■ **Data extract**

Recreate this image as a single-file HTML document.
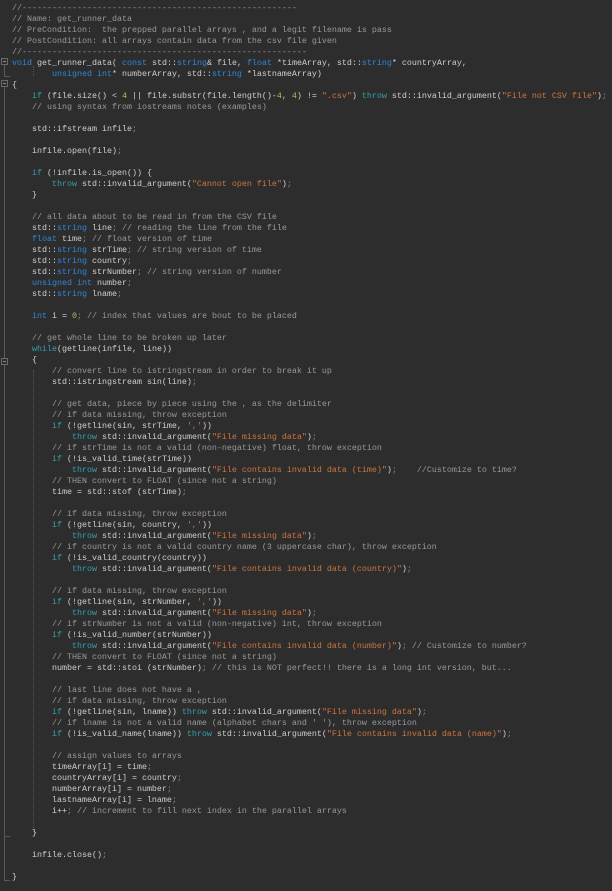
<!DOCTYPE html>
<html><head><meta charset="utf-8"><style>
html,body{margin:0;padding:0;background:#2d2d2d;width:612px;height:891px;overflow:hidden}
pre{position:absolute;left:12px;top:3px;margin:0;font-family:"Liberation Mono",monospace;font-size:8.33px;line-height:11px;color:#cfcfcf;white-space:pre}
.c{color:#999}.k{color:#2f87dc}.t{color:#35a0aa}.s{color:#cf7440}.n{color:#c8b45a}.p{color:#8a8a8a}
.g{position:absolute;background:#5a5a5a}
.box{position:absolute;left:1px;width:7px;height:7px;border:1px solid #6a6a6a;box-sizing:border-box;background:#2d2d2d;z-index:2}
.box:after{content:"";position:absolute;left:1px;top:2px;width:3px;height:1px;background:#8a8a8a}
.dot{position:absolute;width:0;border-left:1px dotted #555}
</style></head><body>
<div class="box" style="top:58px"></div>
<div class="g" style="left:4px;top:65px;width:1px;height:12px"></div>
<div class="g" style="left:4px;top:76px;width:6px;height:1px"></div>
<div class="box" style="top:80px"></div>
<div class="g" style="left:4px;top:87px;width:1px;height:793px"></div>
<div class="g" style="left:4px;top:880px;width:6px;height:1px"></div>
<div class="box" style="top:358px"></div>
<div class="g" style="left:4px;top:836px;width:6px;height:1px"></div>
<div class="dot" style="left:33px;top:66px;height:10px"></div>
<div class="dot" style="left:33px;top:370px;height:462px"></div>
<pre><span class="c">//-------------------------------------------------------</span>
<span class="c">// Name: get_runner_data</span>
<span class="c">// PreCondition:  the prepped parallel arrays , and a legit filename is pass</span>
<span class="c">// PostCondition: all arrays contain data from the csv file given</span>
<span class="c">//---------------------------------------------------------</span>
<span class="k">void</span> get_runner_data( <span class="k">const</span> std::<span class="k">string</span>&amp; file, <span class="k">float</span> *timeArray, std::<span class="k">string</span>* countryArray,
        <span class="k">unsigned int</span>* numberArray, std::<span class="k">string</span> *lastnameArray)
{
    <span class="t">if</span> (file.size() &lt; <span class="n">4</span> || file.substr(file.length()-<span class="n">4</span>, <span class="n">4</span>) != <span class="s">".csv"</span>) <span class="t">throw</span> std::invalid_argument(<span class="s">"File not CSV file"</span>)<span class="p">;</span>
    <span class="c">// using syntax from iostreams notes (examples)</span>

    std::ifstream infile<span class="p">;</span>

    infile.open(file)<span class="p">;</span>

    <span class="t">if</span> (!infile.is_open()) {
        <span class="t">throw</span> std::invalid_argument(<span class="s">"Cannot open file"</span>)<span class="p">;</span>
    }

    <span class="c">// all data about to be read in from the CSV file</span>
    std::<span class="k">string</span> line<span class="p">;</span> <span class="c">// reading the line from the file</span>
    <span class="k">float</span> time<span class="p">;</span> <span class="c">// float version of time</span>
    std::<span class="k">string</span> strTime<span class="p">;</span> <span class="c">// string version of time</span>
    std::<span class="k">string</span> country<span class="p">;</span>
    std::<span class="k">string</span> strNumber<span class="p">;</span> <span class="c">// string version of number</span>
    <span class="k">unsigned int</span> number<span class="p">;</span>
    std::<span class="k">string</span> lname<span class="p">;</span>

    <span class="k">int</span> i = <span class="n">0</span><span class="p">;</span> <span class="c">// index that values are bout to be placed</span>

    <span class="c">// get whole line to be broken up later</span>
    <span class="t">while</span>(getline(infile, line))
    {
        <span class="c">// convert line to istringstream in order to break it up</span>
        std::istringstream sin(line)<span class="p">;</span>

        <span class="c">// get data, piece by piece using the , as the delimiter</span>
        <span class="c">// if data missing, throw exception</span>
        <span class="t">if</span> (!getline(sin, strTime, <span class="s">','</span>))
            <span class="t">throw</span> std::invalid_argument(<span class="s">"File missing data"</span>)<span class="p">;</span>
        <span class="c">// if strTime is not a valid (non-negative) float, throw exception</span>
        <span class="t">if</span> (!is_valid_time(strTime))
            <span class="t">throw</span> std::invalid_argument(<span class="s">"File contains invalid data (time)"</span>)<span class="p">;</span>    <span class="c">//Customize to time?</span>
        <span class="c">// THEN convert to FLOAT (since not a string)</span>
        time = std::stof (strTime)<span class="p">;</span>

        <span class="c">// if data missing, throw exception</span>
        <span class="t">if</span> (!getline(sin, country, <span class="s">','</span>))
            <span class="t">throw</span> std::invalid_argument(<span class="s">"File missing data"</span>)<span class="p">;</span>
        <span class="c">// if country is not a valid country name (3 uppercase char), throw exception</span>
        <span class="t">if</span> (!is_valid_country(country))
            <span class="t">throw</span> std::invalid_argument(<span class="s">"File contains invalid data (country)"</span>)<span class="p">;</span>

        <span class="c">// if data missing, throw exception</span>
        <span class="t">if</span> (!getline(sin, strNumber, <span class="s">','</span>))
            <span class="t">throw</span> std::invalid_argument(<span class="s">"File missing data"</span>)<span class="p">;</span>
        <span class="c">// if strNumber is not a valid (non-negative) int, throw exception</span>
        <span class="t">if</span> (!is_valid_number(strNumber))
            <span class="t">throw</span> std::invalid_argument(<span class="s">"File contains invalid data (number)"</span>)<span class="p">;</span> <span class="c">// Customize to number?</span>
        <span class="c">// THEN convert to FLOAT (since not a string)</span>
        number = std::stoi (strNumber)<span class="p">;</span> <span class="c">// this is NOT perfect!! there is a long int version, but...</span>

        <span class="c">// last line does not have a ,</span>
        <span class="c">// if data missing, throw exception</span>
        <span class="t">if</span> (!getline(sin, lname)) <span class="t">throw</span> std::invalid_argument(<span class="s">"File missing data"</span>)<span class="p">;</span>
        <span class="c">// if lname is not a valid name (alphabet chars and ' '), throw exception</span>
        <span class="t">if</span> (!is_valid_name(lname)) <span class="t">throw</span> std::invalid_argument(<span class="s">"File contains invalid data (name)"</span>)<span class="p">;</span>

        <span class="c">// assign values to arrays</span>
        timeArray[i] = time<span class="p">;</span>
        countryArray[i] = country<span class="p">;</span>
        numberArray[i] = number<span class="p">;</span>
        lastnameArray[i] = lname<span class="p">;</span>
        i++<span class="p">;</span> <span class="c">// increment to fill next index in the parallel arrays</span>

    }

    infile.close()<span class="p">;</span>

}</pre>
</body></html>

■ **Requirement**
Output the lines above in full and exactly as given, omitting any pictures.

■ **Output of the task**
Recreate this image as a single-file HTML document.
<!DOCTYPE html>
<html><head><meta charset="utf-8"><style>
html,body{margin:0;padding:0;background:#2d2d2d;width:612px;height:891px;overflow:hidden}
pre{position:absolute;left:12px;top:3px;margin:0;font-family:"Liberation Mono",monospace;font-size:8.33px;line-height:11px;color:#cfcfcf;white-space:pre}
.c{color:#999}.k{color:#2f87dc}.t{color:#35a0aa}.s{color:#cf7440}.n{color:#c8b45a}.p{color:#8a8a8a}
.g{position:absolute;background:#5a5a5a}
.box{position:absolute;left:1px;width:7px;height:7px;border:1px solid #6a6a6a;box-sizing:border-box;background:#2d2d2d;z-index:2}
.box:after{content:"";position:absolute;left:1px;top:2px;width:3px;height:1px;background:#8a8a8a}
.dot{position:absolute;width:0;border-left:1px dotted #555}
</style></head><body>
<div class="box" style="top:58px"></div>
<div class="g" style="left:4px;top:65px;width:1px;height:12px"></div>
<div class="g" style="left:4px;top:76px;width:6px;height:1px"></div>
<div class="box" style="top:80px"></div>
<div class="g" style="left:4px;top:87px;width:1px;height:793px"></div>
<div class="g" style="left:4px;top:880px;width:6px;height:1px"></div>
<div class="box" style="top:358px"></div>
<div class="g" style="left:4px;top:836px;width:6px;height:1px"></div>
<div class="dot" style="left:33px;top:66px;height:10px"></div>
<div class="dot" style="left:33px;top:370px;height:462px"></div>
<pre><span class="c">//-------------------------------------------------------</span>
<span class="c">// Name: get_runner_data</span>
<span class="c">// PreCondition:  the prepped parallel arrays , and a legit filename is pass</span>
<span class="c">// PostCondition: all arrays contain data from the csv file given</span>
<span class="c">//---------------------------------------------------------</span>
<span class="k">void</span> get_runner_data( <span class="k">const</span> std::<span class="k">string</span>&amp; file, <span class="k">float</span> *timeArray, std::<span class="k">string</span>* countryArray,
        <span class="k">unsigned int</span>* numberArray, std::<span class="k">string</span> *lastnameArray)
{
    <span class="t">if</span> (file.size() &lt; <span class="n">4</span> || file.substr(file.length()-<span class="n">4</span>, <span class="n">4</span>) != <span class="s">".csv"</span>) <span class="t">throw</span> std::invalid_argument(<span class="s">"File not CSV file"</span>)<span class="p">;</span>
    <span class="c">// using syntax from iostreams notes (examples)</span>

    std::ifstream infile<span class="p">;</span>

    infile.open(file)<span class="p">;</span>

    <span class="t">if</span> (!infile.is_open()) {
        <span class="t">throw</span> std::invalid_argument(<span class="s">"Cannot open file"</span>)<span class="p">;</span>
    }

    <span class="c">// all data about to be read in from the CSV file</span>
    std::<span class="k">string</span> line<span class="p">;</span> <span class="c">// reading the line from the file</span>
    <span class="k">float</span> time<span class="p">;</span> <span class="c">// float version of time</span>
    std::<span class="k">string</span> strTime<span class="p">;</span> <span class="c">// string version of time</span>
    std::<span class="k">string</span> country<span class="p">;</span>
    std::<span class="k">string</span> strNumber<span class="p">;</span> <span class="c">// string version of number</span>
    <span class="k">unsigned int</span> number<span class="p">;</span>
    std::<span class="k">string</span> lname<span class="p">;</span>

    <span class="k">int</span> i = <span class="n">0</span><span class="p">;</span> <span class="c">// index that values are bout to be placed</span>

    <span class="c">// get whole line to be broken up later</span>
    <span class="t">while</span>(getline(infile, line))
    {
        <span class="c">// convert line to istringstream in order to break it up</span>
        std::istringstream sin(line)<span class="p">;</span>

        <span class="c">// get data, piece by piece using the , as the delimiter</span>
        <span class="c">// if data missing, throw exception</span>
        <span class="t">if</span> (!getline(sin, strTime, <span class="s">','</span>))
            <span class="t">throw</span> std::invalid_argument(<span class="s">"File missing data"</span>)<span class="p">;</span>
        <span class="c">// if strTime is not a valid (non-negative) float, throw exception</span>
        <span class="t">if</span> (!is_valid_time(strTime))
            <span class="t">throw</span> std::invalid_argument(<span class="s">"File contains invalid data (time)"</span>)<span class="p">;</span>    <span class="c">//Customize to time?</span>
        <span class="c">// THEN convert to FLOAT (since not a string)</span>
        time = std::stof (strTime)<span class="p">;</span>

        <span class="c">// if data missing, throw exception</span>
        <span class="t">if</span> (!getline(sin, country, <span class="s">','</span>))
            <span class="t">throw</span> std::invalid_argument(<span class="s">"File missing data"</span>)<span class="p">;</span>
        <span class="c">// if country is not a valid country name (3 uppercase char), throw exception</span>
        <span class="t">if</span> (!is_valid_country(country))
            <span class="t">throw</span> std::invalid_argument(<span class="s">"File contains invalid data (country)"</span>)<span class="p">;</span>

        <span class="c">// if data missing, throw exception</span>
        <span class="t">if</span> (!getline(sin, strNumber, <span class="s">','</span>))
            <span class="t">throw</span> std::invalid_argument(<span class="s">"File missing data"</span>)<span class="p">;</span>
        <span class="c">// if strNumber is not a valid (non-negative) int, throw exception</span>
        <span class="t">if</span> (!is_valid_number(strNumber))
            <span class="t">throw</span> std::invalid_argument(<span class="s">"File contains invalid data (number)"</span>)<span class="p">;</span> <span class="c">// Customize to number?</span>
        <span class="c">// THEN convert to FLOAT (since not a string)</span>
        number = std::stoi (strNumber)<span class="p">;</span> <span class="c">// this is NOT perfect!! there is a long int version, but...</span>

        <span class="c">// last line does not have a ,</span>
        <span class="c">// if data missing, throw exception</span>
        <span class="t">if</span> (!getline(sin, lname)) <span class="t">throw</span> std::invalid_argument(<span class="s">"File missing data"</span>)<span class="p">;</span>
        <span class="c">// if lname is not a valid name (alphabet chars and ' '), throw exception</span>
        <span class="t">if</span> (!is_valid_name(lname)) <span class="t">throw</span> std::invalid_argument(<span class="s">"File contains invalid data (name)"</span>)<span class="p">;</span>

        <span class="c">// assign values to arrays</span>
        timeArray[i] = time<span class="p">;</span>
        countryArray[i] = country<span class="p">;</span>
        numberArray[i] = number<span class="p">;</span>
        lastnameArray[i] = lname<span class="p">;</span>
        i++<span class="p">;</span> <span class="c">// increment to fill next index in the parallel arrays</span>

    }

    infile.close()<span class="p">;</span>

}</pre>
</body></html>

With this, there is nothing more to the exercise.